Tuesday, 11th March 2008

During the parliament's February Strasbourg session, we voted the Corbett report on the Lisbon Treaty (aka the Renamed EU Constitution). There was an amendment that simply said "This house will recognise the outcome of the Irish Referendum" (which takes place soon). The amendment was overwhelmingly voted down. (OK. I put my hand up. I abstained. It was simply an error, and I greatly regret it).

In a meeting of the Constitutional Affairs Committee yesterday, we were discussing the poor turnout in Euro-elections, and the apparent voter disengagement from the European project. Irish MEP Kathy Sinnott pointed out that we could hardly expect Irish voters to engage with the EU when we had just voted against respecting the result of the Irish Referendum. Corbett was apoplectic, shouting "No we didn't" (I was shouting "Yes you did") and insisting on making a point of order in response. His explanation was about the most extraordinary piece of self-serving sophistry that I have heard in nearly nine years in the parliament (and I've heard a lot!).

We weren't voting to reject the outcome of the Irish referendum, he said. Not at all. We were merely voting not to put that wording into the text of the report. And why did we not want to put those words in the report? Why, said Corbett, because "It is self-evident that this parliament would respect the outcome of any national referendum -- not just Ireland".

I have rarely seen an MEP dig himself an elephant-trap, and fall into it quite so quickly. Self-evident, is it? The European parliament was quite happy to reject the Danish referendum on Maastricht (1992); the Irish Referendum on the Nice Treaty (2000); and most spectacularly the French and Dutch referendum results on the EU Constitution in 2005. Self-evident that we respect the result of national referenda, Richard? No. It's self-evident that we don't.

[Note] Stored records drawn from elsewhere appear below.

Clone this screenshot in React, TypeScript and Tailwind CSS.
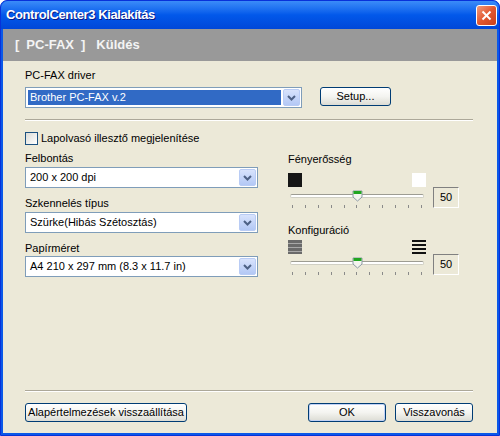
import React from "react";

const font = { fontFamily: '"Liberation Sans", "DejaVu Sans", sans-serif' };

function Combo({ value, width, selected }: { value: string; width: string; selected?: boolean }) {
  return (
    <div className={`${width} h-[21px] flex border border-[#7F9DB9] bg-white`}>
      <div className="flex-1 flex items-center p-[2px]">
        <div
          className={`w-full h-full flex items-center pl-[2px] text-[11px] whitespace-nowrap ${
            selected ? "bg-[#316AC5] text-white" : "text-black"
          }`}
        >
          {value}
        </div>
      </div>
      <div className="w-[17px] m-[1px] ml-0 rounded-[2px] border border-[#B9CCF5] bg-gradient-to-b from-[#D8E3FC] to-[#B3C8F5] flex items-center justify-center">
        <svg width="9" height="6" viewBox="0 0 9 6">
          <polyline points="1,1 4.5,4.5 8,1" fill="none" stroke="#4D6185" strokeWidth="2" />
        </svg>
      </div>
    </div>
  );
}

function XpButton({ label, width, isDefault }: { label: string; width: string; isDefault?: boolean }) {
  return (
    <div
      className={`${width} h-[19px] rounded-[3px] border border-[#003C74] bg-gradient-to-b from-[#FFFFFF] via-[#F4F4F0] to-[#DCDCD4] flex items-center justify-center text-[11px] text-black whitespace-nowrap ${
        isDefault ? "shadow-[inset_0_0_0_1px_#C2D2F5]" : ""
      }`}
    >
      {label}
    </div>
  );
}

function Thumb() {
  return (
    <svg width="11" height="12" viewBox="0 0 11 12">
      <path d="M1 1 H10 V7 L5.5 11 L1 7 Z" fill="#F4F4EE" stroke="#8C9AA5" strokeWidth="1" />
      <rect x="1.5" y="1" width="8" height="3" fill="#21A621" />
    </svg>
  );
}

function Slider({ top }: { top: React.ReactNode }) {
  return (
    <div className="flex items-end">
      <div className="w-[138px] flex flex-col">
        <div className="flex justify-between h-[14px]">{top}</div>
        <div className="relative h-[14px] mt-[2px]">
          <div className="absolute left-[2px] right-[2px] top-[5px] h-[4px] rounded-[2px] bg-white border border-[#D0CFC4] border-t-[#9D9C93]" />
          <div className="absolute left-[64px] top-[1px]">
            <Thumb />
          </div>
        </div>
        <div className="flex justify-between px-[4px] h-[6px] mt-[2px]">
          {Array.from({ length: 11 }).map((_, i) => (
            <div key={i} className="w-[1px] h-[3px] bg-[#8A8A8A]" />
          ))}
        </div>
      </div>
      <div className="ml-[7px] mb-[3px] w-[26px] h-[21px] border border-t-[#808080] border-l-[#808080] border-b-white border-r-white flex items-center justify-center text-[11px] text-black">
        50
      </div>
    </div>
  );
}

export default function App() {
  return (
    <div className="w-[500px] h-[436px] bg-white" style={font}>
      <div className="w-[500px] h-[436px] flex flex-col rounded-t-[7px] bg-[#0A58E8] border border-[#0831D9]">
        {/* Title bar */}
        <div className="h-[28px] flex items-center justify-between pl-[5px] pr-[2px] rounded-t-[7px] bg-gradient-to-b from-[#3B8CF8] via-[#0258EA] to-[#0047D8]">
          <span className="text-white text-[13px] font-bold [text-shadow:1px_1px_0_#0A1883] tracking-[-0.4px]">
            ControlCenter3 Kialakítás
          </span>
          <div className="w-[21px] h-[21px] rounded-[3px] border border-white bg-gradient-to-br from-[#F09A7A] via-[#E2572F] to-[#C9401B] flex items-center justify-center">
            <svg width="11" height="11" viewBox="0 0 11 11">
              <line x1="1.5" y1="1.5" x2="9.5" y2="9.5" stroke="white" strokeWidth="2" />
              <line x1="9.5" y1="1.5" x2="1.5" y2="9.5" stroke="white" strokeWidth="2" />
            </svg>
          </div>
        </div>
        {/* Client area */}
        <div className="flex-1 flex flex-col mx-[2px] mb-[2px] bg-[#ECE9D8]">
          <div className="h-[32px] bg-[#999999] flex items-center pl-[12px] text-[13px] font-bold text-[#F4F4F4]">
            <span>[</span>
            <span className="ml-[7px]">PC-FAX</span>
            <span className="ml-[7px]">]</span>
            <span className="ml-[11px]">Küldés</span>
          </div>
          <div className="flex-1 flex flex-col pl-[22px] pr-[24px] text-[11px] text-black">
            <div className="mt-[8px] h-[13px] leading-[13px]">PC-FAX driver</div>
            <div className="mt-[5px] flex items-start">
              <Combo value="Brother PC-FAX v.2" width="w-[277px]" selected />
              <div className="ml-[18px]">
                <XpButton label="Setup..." width="w-[71px]" />
              </div>
            </div>
            <div className="mt-[11px] h-[2px] border-t border-[#ACA899] border-b border-b-white" />
            <div className="mt-[11px] flex items-center h-[13px]">
              <div className="w-[13px] h-[13px] border border-[#1C5180] bg-gradient-to-br from-[#DCDCD7] to-[#FFFFFF]" />
              <span className="ml-[3px]">Lapolvasó illesztő megjelenítése</span>
            </div>
            <div className="flex mt-[6px]">
              <div className="w-[233px] flex flex-col">
                <div className="h-[13px] leading-[13px] mt-[1px]">Felbontás</div>
                <div className="mt-[2px]">
                  <Combo value="200 x 200 dpi" width="w-[233px]" />
                </div>
                <div className="h-[13px] leading-[13px] mt-[9px]">Szkennelés típus</div>
                <div className="mt-[2px]">
                  <Combo value="Szürke(Hibás Szétosztás)" width="w-[233px]" />
                </div>
                <div className="h-[13px] leading-[13px] mt-[9px]">Papírméret</div>
                <div className="mt-[1px]">
                  <Combo value="A4 210 x 297 mm (8.3 x 11.7 in)" width="w-[233px]" />
                </div>
              </div>
              <div className="ml-[30px] flex flex-col">
                <div className="h-[13px] leading-[13px] mt-[2px]">Fényerősség</div>
                <div className="mt-[7px]">
                  <Slider
                    top={
                      <>
                        <div className="w-[14px] h-[14px] bg-[#161616]" />
                        <div className="w-[14px] h-[14px] bg-white" />
                      </>
                    }
                  />
                </div>
                <div className="h-[13px] leading-[13px] mt-[13px]">Konfiguráció</div>
                <div className="mt-[3px]">
                  <Slider
                    top={
                      <>
                        <div className="w-[14px] h-[14px] bg-[#6A6A6A] flex flex-col justify-around py-[1px]">
                          <div className="h-[1px] bg-[#A8A8A8]" />
                          <div className="h-[1px] bg-[#A8A8A8]" />
                          <div className="h-[1px] bg-[#A8A8A8]" />
                        </div>
                        <div className="w-[14px] h-[14px] flex flex-col justify-between">
                          <div className="h-[2px] bg-[#111]" />
                          <div className="h-[2px] bg-[#111]" />
                          <div className="h-[2px] bg-[#111]" />
                          <div className="h-[2px] bg-[#111]" />
                        </div>
                      </>
                    }
                  />
                </div>
              </div>
            </div>
            <div className="flex-1" />
            <div className="h-[2px] border-t border-[#ACA899] border-b border-b-white" />
            <div className="mt-[11px] mb-[11px] flex items-center">
              <XpButton label="Alapértelmezések visszaállítása" width="w-[162px]" />
              <div className="flex-1" />
              <XpButton label="OK" width="w-[78px]" isDefault />
              <div className="ml-[9px]">
                <XpButton label="Visszavonás" width="w-[78px]" />
              </div>
            </div>
          </div>
        </div>
      </div>
    </div>
  );
}
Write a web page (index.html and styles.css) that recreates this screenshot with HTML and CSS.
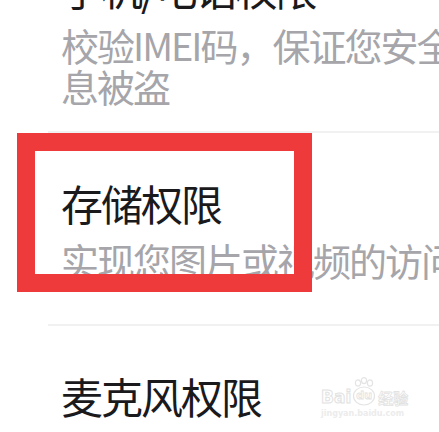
FILE: index.html
```html
<!DOCTYPE html>
<html lang="zh-CN">
<head>
  <meta charset="UTF-8" />
  <title>权限说明</title>
  <meta name="viewport" content="width=device-width, initial-scale=1.0" />
  <link rel="stylesheet" href="styles.css">
</head>
<body>
  <div class="screen">
    <ul class="perm-list">
      <li class="perm">
        <div class="perm-title">手机/电话权限</div>
        <div class="perm-desc">校验IMEI码，保证您安全信息被盗</div>
      </li>
      <li class="perm perm-wide">
        <div class="perm-title">存储权限</div>
        <div class="perm-desc">实现您图片或视频的访问</div>
      </li>
      <li class="perm">
        <div class="perm-title">麦克风权限</div>
        <div class="perm-desc">实现您的录音功能</div>
      </li>
    </ul>

    <!-- red highlight drawn over the storage item -->
    <div class="mark-box"></div>

    <div class="watermark">
      <div class="wm-logo">
        <span class="wm-bai">Bai</span>
        <span class="wm-paw">
          <svg width="24" height="30" viewBox="0 0 24 30">
            <ellipse cx="6" cy="6" rx="2.6" ry="3.2" fill="none" stroke="#e4e4e4" stroke-width="1.2"/>
            <ellipse cx="12" cy="3.6" rx="2.6" ry="3" fill="none" stroke="#e4e4e4" stroke-width="1.2"/>
            <ellipse cx="18" cy="6" rx="2.6" ry="3.2" fill="none" stroke="#e4e4e4" stroke-width="1.2"/>
            <ellipse cx="12" cy="19" rx="10.5" ry="9" fill="none" stroke="#e4e4e4" stroke-width="1.2"/>
          </svg>
          <span class="wm-du">du</span>
        </span>
        <span class="wm-jy">经验</span>
      </div>
      <div class="wm-url">jingyan.baidu.com</div>
    </div>
  </div>
</body>
</html>
```

FILE: styles.css
```css
html, body {
  margin: 0;
  padding: 0;
  background: #ffffff;
  overflow: hidden;
}

body {
  font-family: "Noto Sans CJK SC", "Noto Sans", sans-serif;
  width: 439px;
  height: 432px;
}

.screen {
  position: relative;
  width: 439px;
  height: 432px;
  overflow: hidden;
}

.perm-list {
  list-style: none;
  margin: -82px 0 0 0;
  padding: 0;
  width: 520px;
}

.perm {
  margin-left: 48px;
  padding: 46px 0 25px 13px;
  border-top: 2px solid #f1f1f1;
}

.perm:first-child {
  border-top: none;
}

.perm-wide {
  padding-bottom: 44px;
}

.perm-title {
  font-size: 42px;
  letter-spacing: -2px;
  line-height: 48px;
  color: #1a1a1d;
}

.perm-desc {
  margin-top: 12px;
  font-size: 38px;
  letter-spacing: -2px;
  line-height: 41px;
  color: #a5a5aa;
}

.mark-box {
  position: absolute;
  left: 17px;
  top: 133px;
  width: 295px;
  height: 159px;
  box-sizing: border-box;
  border: 18px solid #ee3a3a;
}

.watermark {
  position: absolute;
  left: 321px;
  top: 377px;
  width: 92px;
  color: #e6e6e6;
}

.wm-logo {
  display: flex;
  align-items: flex-end;
  height: 30px;
}

.wm-bai {
  font-family: "DejaVu Sans", sans-serif;
  font-weight: bold;
  font-size: 17px;
  line-height: 17px;
  color: #ffffff;
  -webkit-text-stroke: 1px #e2e2e2;
  margin-bottom: 1px;
}

.wm-paw {
  position: relative;
  width: 24px;
  height: 30px;
  margin-left: 1px;
}

.wm-paw svg {
  display: block;
}

.wm-du {
  position: absolute;
  left: 4px;
  top: 12px;
  font-family: "DejaVu Sans", sans-serif;
  font-weight: bold;
  font-size: 11px;
  color: #ffffff;
  -webkit-text-stroke: 0.8px #e2e2e2;
}

.wm-jy {
  font-size: 15px;
  line-height: 17px;
  font-weight: bold;
  color: #ffffff;
  -webkit-text-stroke: 0.8px #e2e2e2;
  margin-left: 2px;
  margin-bottom: 1px;
}

.wm-url {
  font-family: "DejaVu Sans", sans-serif;
  font-size: 8px;
  font-weight: bold;
  line-height: 10px;
  color: #ececec;
  margin-top: 2px;
}
```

In my short intervention following Corbett, I reminded the Committee (how they hated it!) that while some 80% of MEPs had voted for the Corbett report supporting the Lisbon Treaty, a large-scale postal ballot in the UK with a stunning response rate (for a private referendum) of 36%+ had voted 89% against the Lisbon Treaty. The parliament will reject that as well. The Constitutional Affairs Committee is trying to read the tea-leaves to find why turnout is drifting down in European elections. They could start to solve the problem by listening to the people.